▶ _Dataset_:
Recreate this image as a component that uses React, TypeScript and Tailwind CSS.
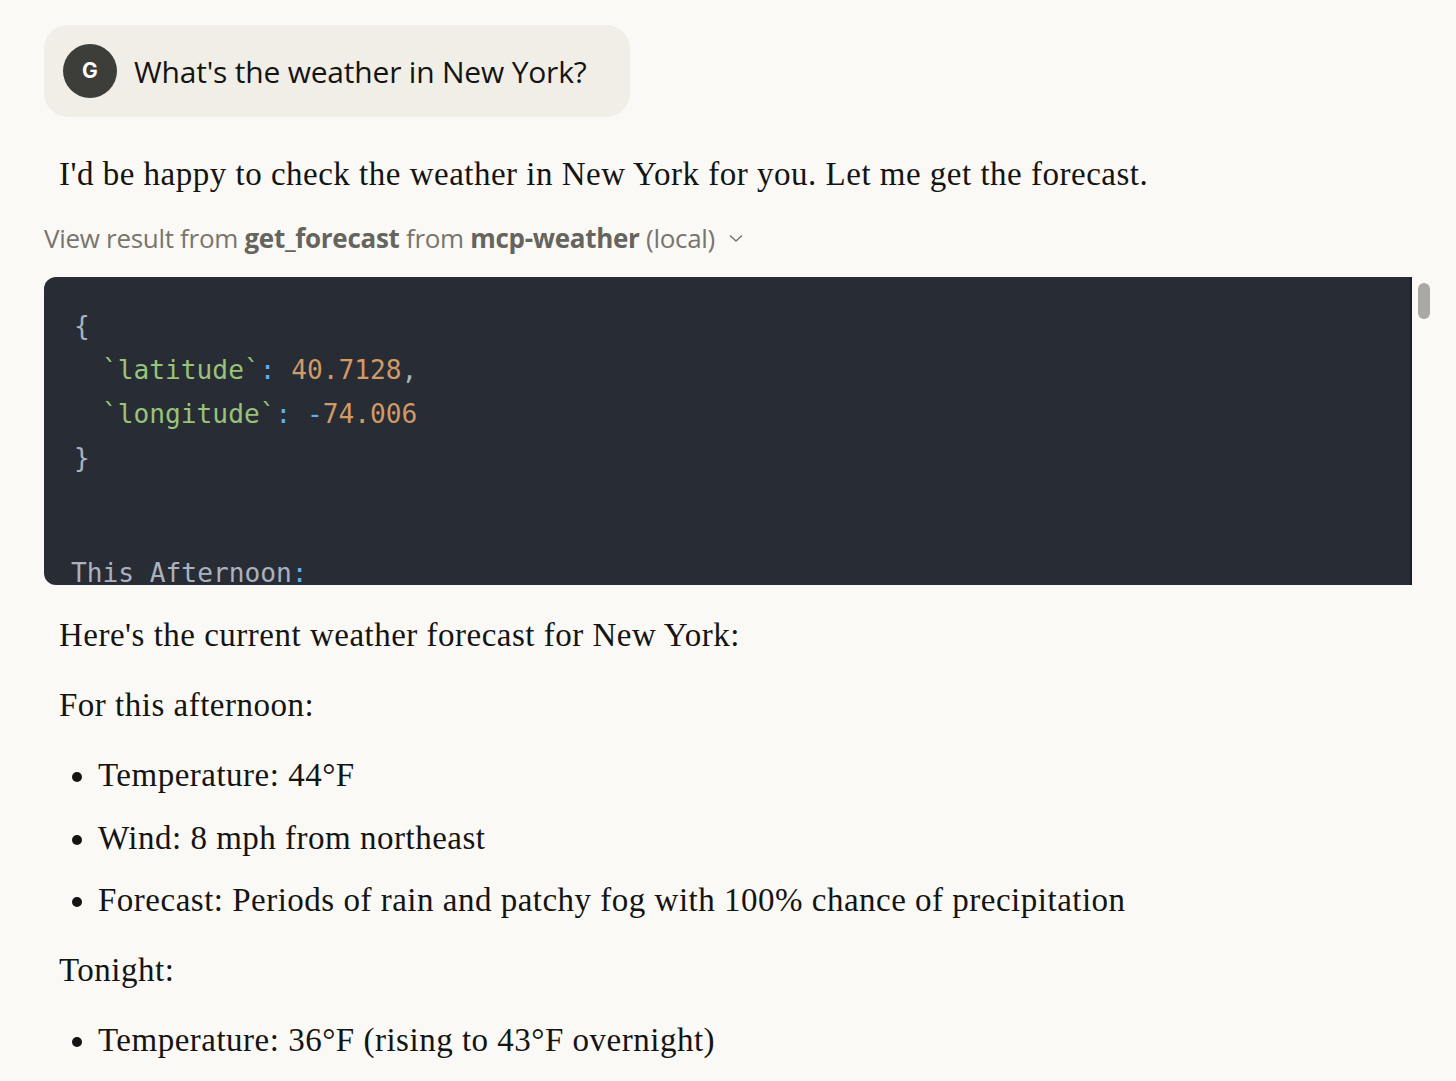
import React from "react";

const serif = { fontFamily: '"Liberation Serif", "DejaVu Serif", serif', letterSpacing: "0.5px" };

export default function App() {
  return (
    <div className="min-h-[1081px] w-full bg-[#faf9f5] pl-[44px] pr-[26px] pt-[25px]" style={serif}>
      {/* user bubble */}
      <div className="flex h-[92px] w-[586px] items-center gap-[17px] rounded-[24px] bg-[#f0eee6] pl-[19px]" style={{ letterSpacing: 0 }}>
        <div
          className="flex h-[54px] w-[54px] items-center justify-center rounded-full bg-[#3d3d3a] text-[21px] font-bold text-white"
          style={{ fontFamily: 'Inter, "Noto Sans", sans-serif' }}
        >
          G
        </div>
        <div
          className="text-[30px] text-[#141413]"
          style={{ fontFamily: '"Open Sans", Inter, sans-serif', letterSpacing: "-0.2px" }}
        >
          What's the weather in New York?
        </div>
      </div>

      <p className="mt-[37px] pl-[15px] text-[33px] leading-[40px] text-[#141413]">
        I'd be happy to check the weather in New York for you. Let me get the forecast.
      </p>

      <div
        className="mt-[29px] flex items-center gap-[12px] text-[26px] leading-[30px] text-[#77756e]"
        style={{ fontFamily: '"Open Sans", Inter, sans-serif', letterSpacing: "-0.3px" }}
      >
        <span>
          View result from <span className="font-bold text-[#66645e]">get_forecast</span> from{" "}
          <span className="font-bold text-[#66645e]">mcp-weather</span> (local)
        </span>
        <svg width="18" height="18" viewBox="0 0 18 18" fill="none" stroke="#77756e" strokeWidth="1.5">
          <path d="M3 6.5 L9 12 L15 6.5" />
        </svg>
      </div>

      <div className="relative mt-[24px] flex">
        <div
          className="h-[308px] w-[1368px] overflow-hidden rounded-l-[12px] border-r-2 border-[#1b1e24] bg-[#282c34] pl-[30px] pt-[27px] text-[26.2px] leading-[44px] text-[#abb2bf]"
          style={{ fontFamily: '"DejaVu Sans Mono", "Liberation Mono", monospace', letterSpacing: 0 }}
        >
          <div>{"{"}</div>
          <div className="pl-[28px]">
            <span className="text-[#98c379]">`latitude`</span>
            <span className="text-[#61afef]">:</span>{" "}
            <span className="text-[#d19a66]">40.7128</span>,
          </div>
          <div className="pl-[28px]">
            <span className="text-[#98c379]">`longitude`</span>
            <span className="text-[#61afef]">:</span>{" "}
            <span className="text-[#61afef]">-</span>
            <span className="text-[#d19a66]">74.006</span>
          </div>
          <div>{"}"}</div>
          <div className="-ml-[3px] mt-[71px]">
            This Afternoon<span className="text-[#61afef]">:</span>
          </div>
        </div>
        <div className="ml-[6px] mt-[6px] h-[36px] w-[12px] rounded-full bg-[#a9a8a5]" />
      </div>

      <div className="pl-[15px] text-[33px] text-[#141413]">
        <p className="mt-[30px] leading-[40px]">Here's the current weather forecast for New York:</p>
        <p className="mt-[30px] leading-[40px]">For this afternoon:</p>
        <ul className="mt-[30px] list-disc pl-[39px] marker:text-[#141413]">
          <li className="leading-[40px]">Temperature: 44°F</li>
          <li className="mt-[23px] leading-[40px]">Wind: 8 mph from northeast</li>
          <li className="mt-[22px] leading-[40px]">Forecast: Periods of rain and patchy fog with 100% chance of precipitation</li>
        </ul>
        <p className="mt-[30px] leading-[40px]">Tonight:</p>
        <ul className="mt-[30px] list-disc pl-[39px]">
          <li className="leading-[40px]">Temperature: 36°F (rising to 43°F overnight)</li>
        </ul>
      </div>
    </div>
  );
}
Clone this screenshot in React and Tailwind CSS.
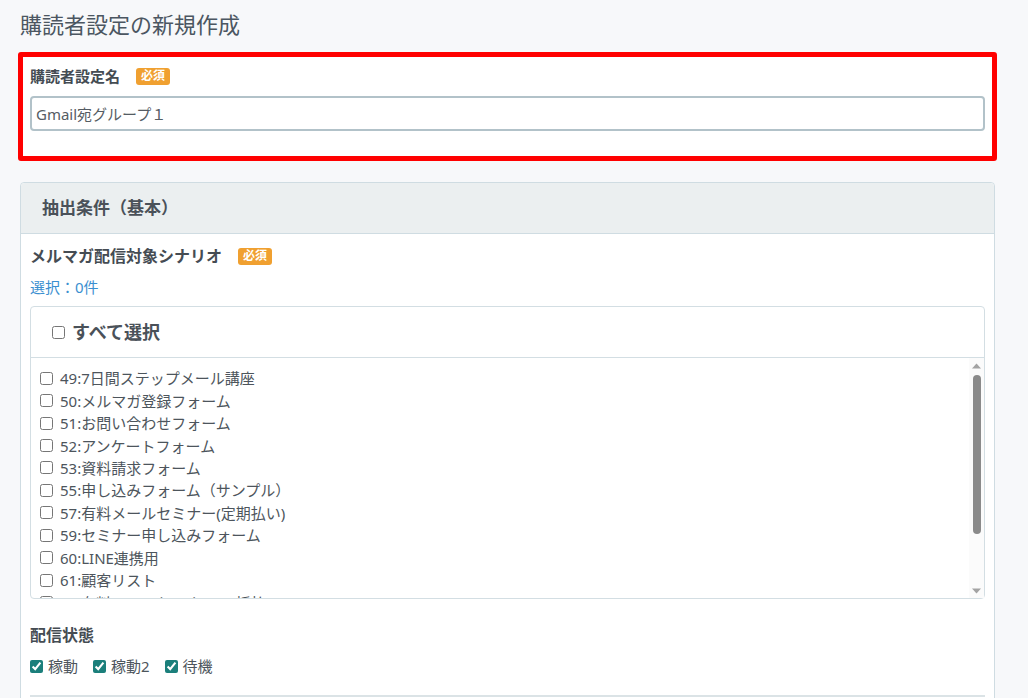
import React, { useState } from "react";

const scenarios = [
  "49:7日間ステップメール講座",
  "50:メルマガ登録フォーム",
  "51:お問い合わせフォーム",
  "52:アンケートフォーム",
  "53:資料請求フォーム",
  "55:申し込みフォーム（サンプル）",
  "57:有料メールセミナー(定期払い)",
  "59:セミナー申し込みフォーム",
  "60:LINE連携用",
  "61:顧客リスト",
  "62:有料メールセミナー(一括払い)",
  "63:無料相談申し込み",
  "64:キャンペーン応募フォーム",
];

const statuses = ["稼動", "稼動2", "待機"];

const Badge = () => (
  <span className="ml-4 inline-flex h-[17px] items-center rounded-[3px] bg-[#f0a030] px-[5px] text-[12px] font-bold leading-none text-white">
    必須
  </span>
);

export default function App() {
  const [name, setName] = useState("Gmail宛グループ１");
  const [checked, setChecked] = useState({});
  const [status, setStatus] = useState({ 稼動: true, 稼動2: true, 待機: true });

  const count = Object.values(checked).filter(Boolean).length;

  return (
    <div
      className="h-[698px] overflow-hidden bg-[#f7f8fa] pl-5 pr-[33px] text-[#474f57]"
      style={{ fontFamily: '"Noto Sans", "Noto Sans CJK JP", sans-serif' }}
    >
      <h1 className="pt-[8px] text-[22px] leading-[32px] text-[#4b5661]">購読者設定の新規作成</h1>

      <div className="-mx-[2px] mt-[12px] h-[109px] rounded-[3px] border-[5px] border-[#ff0000] bg-white px-[7px] pt-[8px]">
        <div className="flex h-[22px] items-center">
          <span className="text-[15px] font-bold leading-[22px] text-[#454c53]">購読者設定名</span>
          <Badge />
        </div>
        <input
          value={name}
          onChange={(e) => setName(e.target.value)}
          className="mt-[9px] h-[35px] w-full rounded-[4px] border-2 border-[#b2c2c9] px-[4px] text-[15px] text-[#555c63] outline-none"
        />
      </div>

      <div className="mt-[21px] rounded-[4px] border border-[#cfdce2] bg-white">
        <div className="flex h-[51px] items-center rounded-t-[4px] border-b border-[#cfdce2] bg-[#ebeff0] pl-[21px]">
          <span className="text-[17px] font-bold text-[#4a5159]">抽出条件（基本）</span>
        </div>

        <div className="px-[9px] pt-[11px]">
          <div className="flex h-[22px] items-center">
            <span className="text-[16px] font-bold leading-[22px] text-[#454c53]">メルマガ配信対象シナリオ</span>
            <Badge />
          </div>
          <div className="mt-[9px] text-[15px] leading-[22px] text-[#3a8fd0]">選択：{count}件</div>

          <div className="mt-[8px] rounded-[4px] border border-[#d3dee3]">
            <label className="flex h-[51px] items-center border-b border-[#d3dee3] pl-[21px]">
              <input
                type="checkbox"
                className="m-0 h-[13px] w-[13px]"
                checked={count === scenarios.length}
                onChange={(e) => {
                  const next = {};
                  scenarios.forEach((s) => (next[s] = e.target.checked));
                  setChecked(next);
                }}
              />
              <span className="ml-[7px] text-[18px] font-bold leading-[26px] text-[#4a5159]">すべて選択</span>
            </label>
            <div className="flex h-[240px]">
              <div className="flex-1 overflow-hidden pl-[9px] pt-[9px]">
                {scenarios.map((s) => (
                  <label key={s} className="flex h-[22.45px] items-center">
                    <input
                      type="checkbox"
                      className="m-0 h-[13px] w-[13px]"
                      checked={!!checked[s]}
                      onChange={(e) => setChecked({ ...checked, [s]: e.target.checked })}
                    />
                    <span className="ml-[7px] text-[15px] leading-[20px] text-[#4d555c]">{s}</span>
                  </label>
                ))}
              </div>
              {/* scrollbar */}
              <div className="flex w-[15px] flex-col items-center bg-[#fbfbfb] pt-[4px] pb-[4px]">
                <svg width="9" height="6" viewBox="0 0 9 6" className="mt-[1px]">
                  <path d="M4.5 0.5L9 5.5H0Z" fill="#a3a3a3" />
                </svg>
                <div className="mt-[6px] h-[159px] w-[8px] rounded-full bg-[#8a8a8a]" />
                <div className="flex-1" />
                <svg width="9" height="6" viewBox="0 0 9 6">
                  <path d="M0 0.5H9L4.5 5.5Z" fill="#a3a3a3" />
                </svg>
              </div>
            </div>
          </div>

          <div className="mt-[25px] text-[16px] font-bold leading-[22px] text-[#454c53]">配信状態</div>
          <div className="mt-[9px] flex h-[22px] items-center">
            {statuses.map((s) => (
              <label key={s} className="mr-[15px] flex items-center">
                <input
                  type="checkbox"
                  className="m-0 h-[13px] w-[13px] accent-[#1b7f7b]"
                  checked={!!status[s]}
                  onChange={(e) => setStatus({ ...status, [s]: e.target.checked })}
                />
                <span className="ml-[5px] text-[15px] leading-[20px] text-[#4d555c]">{s}</span>
              </label>
            ))}
          </div>
          <div className="mt-[18px] border-t-2 border-[#dbe3e6]" />
          <div className="h-[40px]" />
        </div>
      </div>
    </div>
  );
}
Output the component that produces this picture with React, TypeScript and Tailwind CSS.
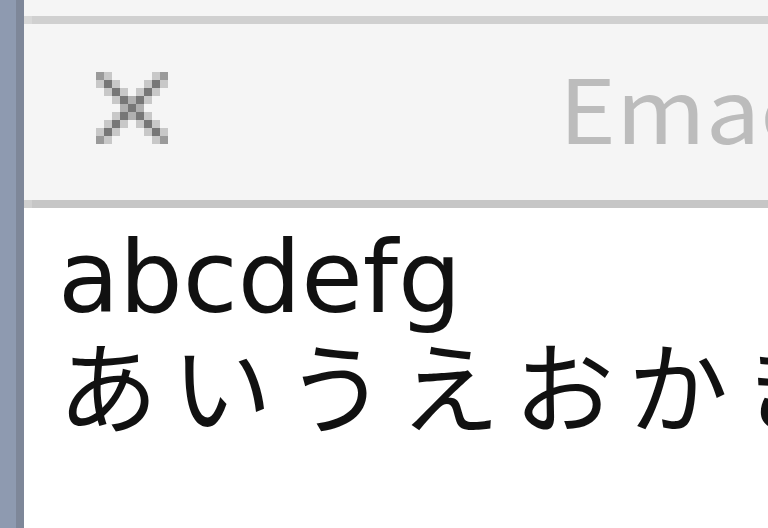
import React from "react";

// Zoomed-in Emacs window: tab bar with close button and title, buffer with two lines.
const CJK = { fontFamily: '"Noto Sans CJK JP", "Noto Sans", sans-serif' };
const LATIN = { fontFamily: '"DejaVu Sans", "Noto Sans CJK JP", sans-serif' };

// 9x9 pixel close glyph: D dark, M mid, C centre grey, L light
const X_ROWS = [
  "ML.....LM",
  "LDL...LDL",
  ".LDL.LDL.",
  "..LDCDL..",
  "...CDC...",
  "..LDCDL..",
  ".LDL.LDL.",
  "LDL...LDL",
  "ML.....LM",
];
const X_COLORS: Record<string, string> = { D: "#777777", M: "#9a9a9a", C: "#b0b0b0", L: "#c8c8c8" };

function CloseIcon() {
  return (
    <svg width="72" height="72" viewBox="0 0 72 72" shapeRendering="crispEdges" className="shrink-0">
      {X_ROWS.flatMap((row, r) =>
        row.split("").map((ch, c) =>
          ch === "." ? null : (
            <rect key={`${r}-${c}`} x={c * 8} y={r * 8} width="8" height="8" fill={X_COLORS[ch]} />
          )
        )
      )}
    </svg>
  );
}

export default function App() {
  return (
    <div className="flex h-[528px] w-[768px] overflow-hidden bg-white" style={CJK}>
      {/* window edge */}
      <div className="flex w-[24px] shrink-0">
        <div className="w-[16px] bg-[#8e9ab0]" />
        <div className="w-[8px] bg-[#7e8799]" />
      </div>

      <div className="flex min-w-0 flex-1 flex-col">
        <div className="h-[16px] bg-[#f5f5f5]" />
        <div className="flex h-[8px]">
          <div className="w-[8px] bg-[#d8d8d8]" />
          <div className="flex-1 bg-[#d0d0d0]" />
        </div>

        {/* tab bar */}
        <div className="flex h-[176px] items-start overflow-hidden bg-[#f5f5f5]">
          <div className="ml-[72px] mt-[48px]">
            <CloseIcon />
          </div>
          <div className="ml-[391px] mt-[38px] whitespace-nowrap">
            <span className="inline-block origin-left scale-x-[1.1] text-[88px] leading-[88px] text-[#bcbcbc]">
              Emacs
            </span>
          </div>
        </div>
        <div className="flex h-[8px]">
          <div className="w-[8px] bg-[#d0d0d0]" />
          <div className="flex-1 bg-[#c6c6c6]" />
        </div>

        {/* buffer */}
        <div className="flex-1 overflow-hidden bg-white pl-[34px] pt-[14px] text-[#111]">
          <div className="whitespace-nowrap text-[100px] leading-[111px]" style={LATIN}>
            abcdefg
          </div>
          <div className="whitespace-nowrap text-[100px] leading-[99px] tracking-[14px]">
            あいうえおかきくけこ
          </div>
        </div>
      </div>
    </div>
  );
}
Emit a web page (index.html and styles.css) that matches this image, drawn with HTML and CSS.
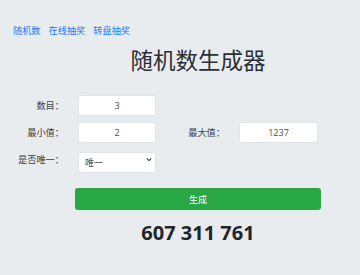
FILE: index.html
```html
<!DOCTYPE html>
<html lang="zh-CN">
<head>
<meta charset="utf-8">
<title>随机数生成器</title>
<link rel="stylesheet" href="styles.css">
</head>
<body>
<nav class="nav">
  <a href="#">随机数</a>
  <a href="#">在线抽奖</a>
  <a href="#">转盘抽奖</a>
</nav>
<h1 class="title">随机数生成器</h1>
<form class="form">
  <label class="label">数目：</label>
  <input class="field" type="text" value="3">
  <span></span><span></span>
  <label class="label">最小值：</label>
  <input class="field" type="text" value="2">
  <label class="label">最大值：</label>
  <input class="field" type="text" value="1237">
  <label class="label">是否唯一：</label>
  <div class="select-wrap">
    <select class="select"><option>唯一</option><option>不唯一</option></select>
    <svg class="chev" viewBox="0 0 8 6" width="6" height="5"><path d="M1 1.5 L4 4.5 L7 1.5" fill="none" stroke="#343a40" stroke-width="1.4"/></svg>
  </div>
</form>
<div class="actions">
  <button class="btn" type="button">生成</button>
</div>
<div class="result">607 311 761</div>
</body>
</html>
```
FILE: styles.css
```css
html, body {
  margin: 0;
  padding: 0;
  background: #e9ecef;
}
body {
  font-family: "Open Sans", "Noto Sans CJK SC", sans-serif;
  color: #212529;
}
.nav {
  display: flex;
  gap: 8px;
  padding: 25px 0 0 13px;
  height: 12px;
  font-size: 9.2px;
  line-height: 12px;
}
.nav a {
  color: #1a7cf4;
  text-decoration: none;
}
.title {
  margin: 11px 0 0 75px;
  width: 246px;
  text-align: center;
  font-size: 22.5px;
  line-height: 26px;
  font-weight: 400;
  color: #2b2f33;
}
.form {
  margin-top: 21px;
  display: grid;
  grid-template-columns: 78px 78px 83px 79px;
  grid-auto-rows: 21px;
  row-gap: 6px;
}
.label {
  text-align: right;
  padding-right: 14px;
  font-size: 9.2px;
  line-height: 21px;
  color: #3c4146;
}
.field, .select {
  box-sizing: border-box;
  width: 100%;
  height: 21px;
  margin: 0;
  border: 1px solid #e1e5e9;
  border-radius: 3px;
  background: #fff;
  font-family: "Open Sans", "Noto Sans CJK SC", sans-serif;
  font-size: 9px;
  color: #495057;
  text-align: center;
  padding: 0 4px;
  outline: none;
}
.select-wrap {
  position: relative;
}
.select {
  appearance: none;
  -webkit-appearance: none;
  text-align: left;
  padding-left: 6px;
}
.chev {
  position: absolute;
  right: 4px;
  top: 8px;
  pointer-events: none;
}
.actions {
  margin: 18px 0 0 75px;
  width: 246px;
}
.btn {
  display: block;
  width: 100%;
  height: 22px;
  border: 0;
  border-radius: 3px;
  background: #28a745;
  color: #fff;
  font-family: "Open Sans", "Noto Sans CJK SC", sans-serif;
  font-size: 9px;
  padding: 0;
}
.result {
  margin: 9px 0 0 75px;
  width: 246px;
  text-align: center;
  font-size: 20px;
  line-height: 28px;
  font-weight: 700;
  color: #212529;
}
```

▶ _Challenge_: Report the number of lines above that contain the word "styles", and only that number.

▶ _Exercise solution_: 3